I recently finished reading Marc Eliot’s Jimmy Stewart: A Biography. Because I was reading it, I also watched a lot of Jimmy Stewart movies, which I’ve posted about before. Now I’m reading (or, rather, re-reading) Eliot’s Cary Grant: A Biography.
In many ways, you couldn’t find two actors more different. For example, one was a pretty straight-laced American, almost a poster child for the 1940s, 1950s middle-America image of what a man should be.
That would be Jimmy Stewart.
The other was bisexual (despite his famous romantic image), had a long term relationship with another well-known male actor, and was British.
That would be Cary Grant.
They had one thing in common though: Alfred Hitchcock. Both actors did some of their best work, if not the best work of their careers, with Hitchcock.
Their differences, however, are likely why Hitchcock used them and in many ways those differences defined how he used them (and why).

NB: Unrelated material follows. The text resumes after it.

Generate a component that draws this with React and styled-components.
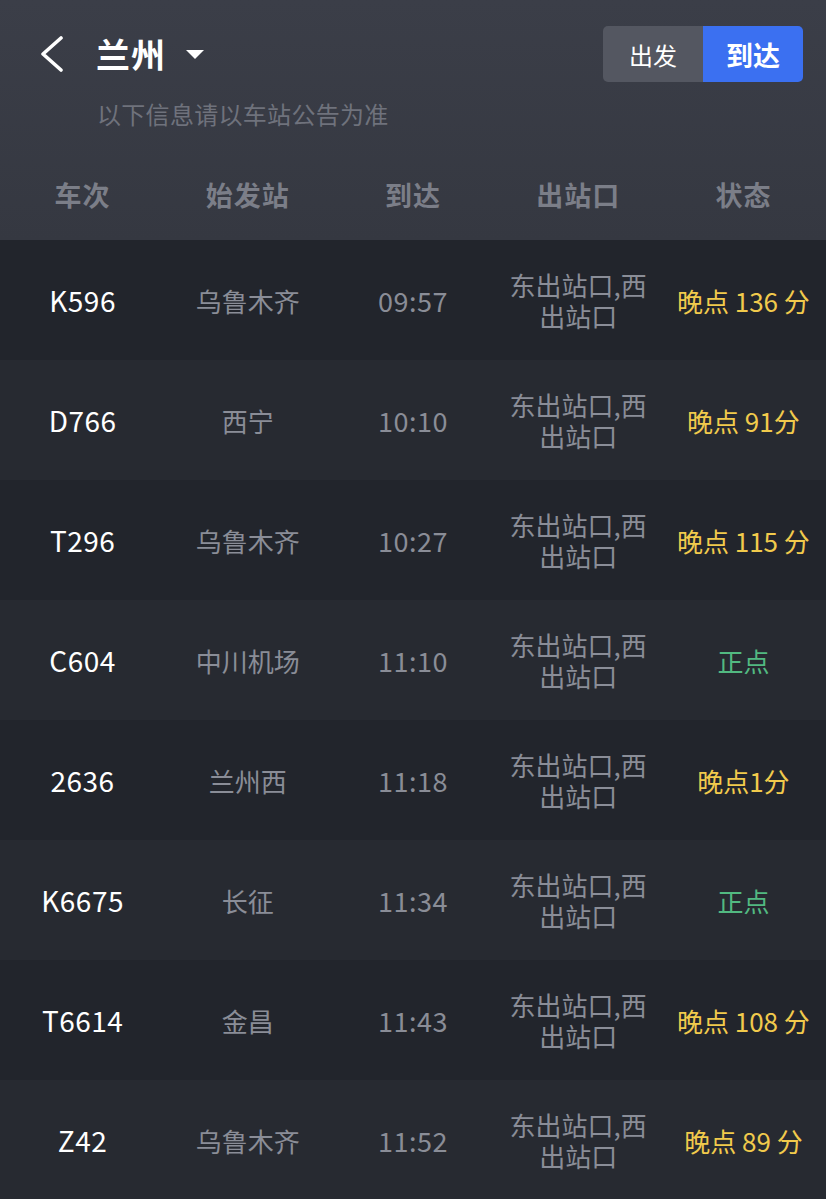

Last night I watched North by Northwest and remembered that Jimmy Stewart had wanted to be in the movie (having recently done Rear Window, The Man Who Knew Too Much and Vertigo with Hitchcock) but didn’t get the part – Hitchcock didn’t want him. He wanted Grant. (The director waited to pick his lead until Stewart was involved, and obligated to, Bell, Book and Candle, so he could use that as an excuse for not choosing Stewart, so as to soften the blow – they were friends.)

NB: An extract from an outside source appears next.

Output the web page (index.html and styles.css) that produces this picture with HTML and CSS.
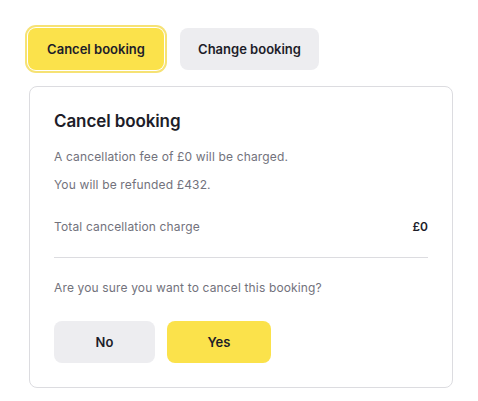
FILE: index.html
```html
<!DOCTYPE html>
<html lang="en">
<head>
<meta charset="utf-8">
<link rel="stylesheet" href="styles.css">
</head>
<body>
<div class="page">
  <div class="tabs">
    <button class="btn btn-yellow btn-focus tab">Cancel booking</button>
    <button class="btn btn-gray tab">Change booking</button>
  </div>
  <div class="card">
    <h2 class="title">Cancel booking</h2>
    <p class="text">A cancellation fee of £0 will be charged.</p>
    <p class="text">You will be refunded £432.</p>
    <div class="total">
      <span class="text">Total cancellation charge</span>
      <span class="amount">£0</span>
    </div>
    <hr class="divider">
    <p class="text">Are you sure you want to cancel this booking?</p>
    <div class="actions">
      <button class="btn btn-gray act-no">No</button>
      <button class="btn btn-yellow act-yes">Yes</button>
    </div>
  </div>
</div>
</body>
</html>
```
FILE: styles.css
```css
* { box-sizing: border-box; }
body {
  margin: 0;
  background: #fff;
  font-family: Inter, "Noto Sans", sans-serif;
  color: #1d1d29;
}
.page {
  padding: 28px 25px 0 29px;
  width: 478px;
}
.tabs {
  display: flex;
  gap: 16px;
  margin-left: -1px;
}
.btn {
  border: none;
  border-radius: 8px;
  height: 42px;
  font-family: inherit;
  font-size: 13px;
  font-weight: 600;
  color: #1d1d29;
  padding: 0;
  cursor: pointer;
}
.btn-yellow { background: #fbe24b; }
.btn-gray { background: #ededf0; }
.btn-focus {
  box-shadow: 0 0 0 1px #fff, 0 0 0 3px #f6e274;
}
.tab { width: 136px; }
.tab + .tab { width: 139px; }
.card {
  margin-top: 16px;
  border: 1px solid #dcdce0;
  border-radius: 8px;
  padding: 22px 24px 24px 24px;
  width: 424px;
}
.title {
  margin: 0 0 16px 0;
  font-size: 17px;
  font-weight: 600;
  line-height: 24px;
  letter-spacing: -0.1px;
}
.text {
  margin: 0;
  font-size: 12px;
  line-height: 16px;
  letter-spacing: 0.15px;
  color: #72727c;
}
.title + .text { margin-bottom: 12px; }
.total {
  display: flex;
  justify-content: space-between;
  align-items: center;
  margin-top: 26px;
}
.amount {
  font-size: 12px;
  font-weight: 600;
  line-height: 16px;
}
.divider {
  border: none;
  border-top: 1px solid #dcdce0;
  margin: 22px 0 22px 0;
}
.actions {
  display: flex;
  gap: 12px;
  margin-top: 25px;
}
.act-no { width: 101px; }
.act-yes { width: 104px; }
```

So in the Hitchcock movies, what is the difference between Stewart and Grant? Why did it make a difference to him? Just a whim?

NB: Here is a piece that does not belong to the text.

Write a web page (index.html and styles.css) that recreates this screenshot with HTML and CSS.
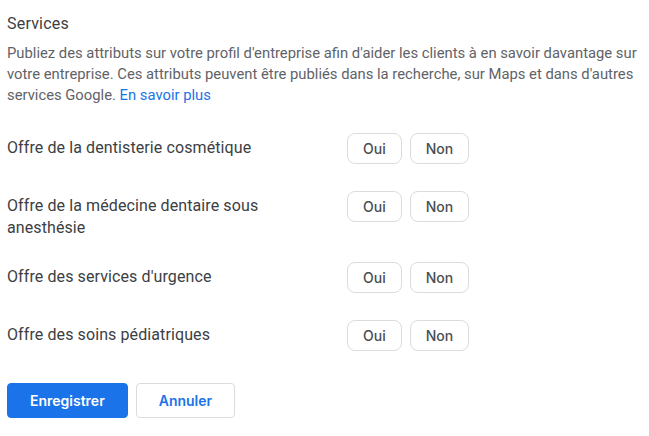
FILE: index.html
```html
<!DOCTYPE html>
<html lang="fr">
<head>
    <meta charset="UTF-8">
    <meta name="viewport" content="width=device-width, initial-scale=1.0">
    <title>Services</title>
    <link rel="stylesheet" href="styles.css">
</head>
<body>
    <div class="panel">
        <h2 class="title">Services</h2>
        <p class="intro">Publiez des attributs sur votre profil d'entreprise afin d'aider les clients à en savoir davantage sur votre entreprise. Ces attributs peuvent être publiés dans la recherche, sur Maps et dans d'autres services Google. <a href="#" class="link">En savoir plus</a></p>

        <div class="attributes">
            <div class="attr-row">
                <div class="attr-label">Offre de la dentisterie cosmétique</div>
                <div class="choice">
                    <button class="choice-btn">Oui</button>
                    <button class="choice-btn">Non</button>
                </div>
            </div>
            <div class="attr-row">
                <div class="attr-label">Offre de la médecine dentaire sous anesthésie</div>
                <div class="choice">
                    <button class="choice-btn">Oui</button>
                    <button class="choice-btn">Non</button>
                </div>
            </div>
            <div class="attr-row">
                <div class="attr-label">Offre des services d'urgence</div>
                <div class="choice">
                    <button class="choice-btn">Oui</button>
                    <button class="choice-btn">Non</button>
                </div>
            </div>
            <div class="attr-row">
                <div class="attr-label">Offre des soins pédiatriques</div>
                <div class="choice">
                    <button class="choice-btn">Oui</button>
                    <button class="choice-btn">Non</button>
                </div>
            </div>
        </div>

        <div class="actions">
            <button class="btn btn-primary">Enregistrer</button>
            <button class="btn btn-secondary">Annuler</button>
        </div>
    </div>
</body>
</html>
```

FILE: styles.css
```css
body {
    margin: 0;
    font-family: Roboto, "Liberation Sans", sans-serif;
    background: #fff;
    color: #3c4043;
}
.panel {
    padding: 12px 7px 0 7px;
}
.title {
    margin: 0;
    font-size: 16px;
    font-weight: 400;
    line-height: 24px;
    letter-spacing: 0.2px;
    color: #3c4043;
}
.intro {
    margin: 7px 0 0 0;
    font-size: 14.8px;
    line-height: 21px;
    color: #5f6368;
}
.link {
    color: #1a73e8;
    text-decoration: none;
}
.attributes {
    margin-top: 27px;
}
.attr-row {
    display: flex;
    align-items: flex-start;
    min-height: 58px;
    padding-bottom: 19px;
    box-sizing: border-box;
}
.attr-label {
    flex: 0 0 300px;
    margin-right: 40px;
    padding: 4px 0;
    font-size: 16px;
    line-height: 22px;
    letter-spacing: 0.1px;
    color: #3c4043;
}
.choice {
    display: flex;
    gap: 8px;
}
.choice-btn {
    height: 31px;
    padding: 0 15px;
    border: 1px solid #dadce0;
    border-radius: 8px;
    background: #fff;
    font-family: Inter, Roboto, sans-serif;
    font-size: 14px;
    font-weight: 500;
    color: #4a4e52;
}
.actions {
    display: flex;
    gap: 8px;
    margin-top: 5px;
}
.btn {
    height: 35px;
    padding: 0 22px;
    border-radius: 4px;
    font-family: Inter, Roboto, sans-serif;
    font-size: 14px;
    font-weight: 600;
}
.btn-primary {
    background: #1a73e8;
    border: 1px solid #1a73e8;
    color: #fff;
}
.btn-secondary {
    background: #fff;
    border: 1px solid #dadce0;
    color: #1a73e8;
}
```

Nope. Each represents something different, a way Hitchcock wants the audience to relate and think about his lead actor. Put succinctly: Stewart is everyman, Grant is fantasy. Stewart is the guy you relate to as yourself, Grant is the guy you relate to as the man you would like to be. In a way, it’s reality on one hand, image on the other.
Each actor did four movies with Alfred Hitchcock. In both cases, Hitchcock made at least one masterpiece (in my opinion). With Stewart, it was Vertigo. With Grant, it was North by Northwest. The former is a kind of study of men, image and reality, and how the unconscious buggers us up. The latter is a kind of study too except it’s more like a master class in filmmaking, in how to get an audience, hold an audience and make one of the most entertaining movies ever through a masterful plot perfectly executed.
You could say Cary Grant’s character is an everyman in North by Northwest, and on the surface that is true. He certainly is in terms of the story on the page. However, when you cast Cary Grant (which you have to believe was a very deliberate, thought-through choice), you don’t have an everyman. You have Cary Grant, an image even Cary Grant said he couldn’t be. On the other hand, when you cast Jimmy Stewart you’re casting an average guy, a run-of-the-mill schmo, an everyman.
(As a not particularly related aside, Cary Grant and Jimmy Stewart appeared in at least one movie together, 1940′s The Philadelphia Story.)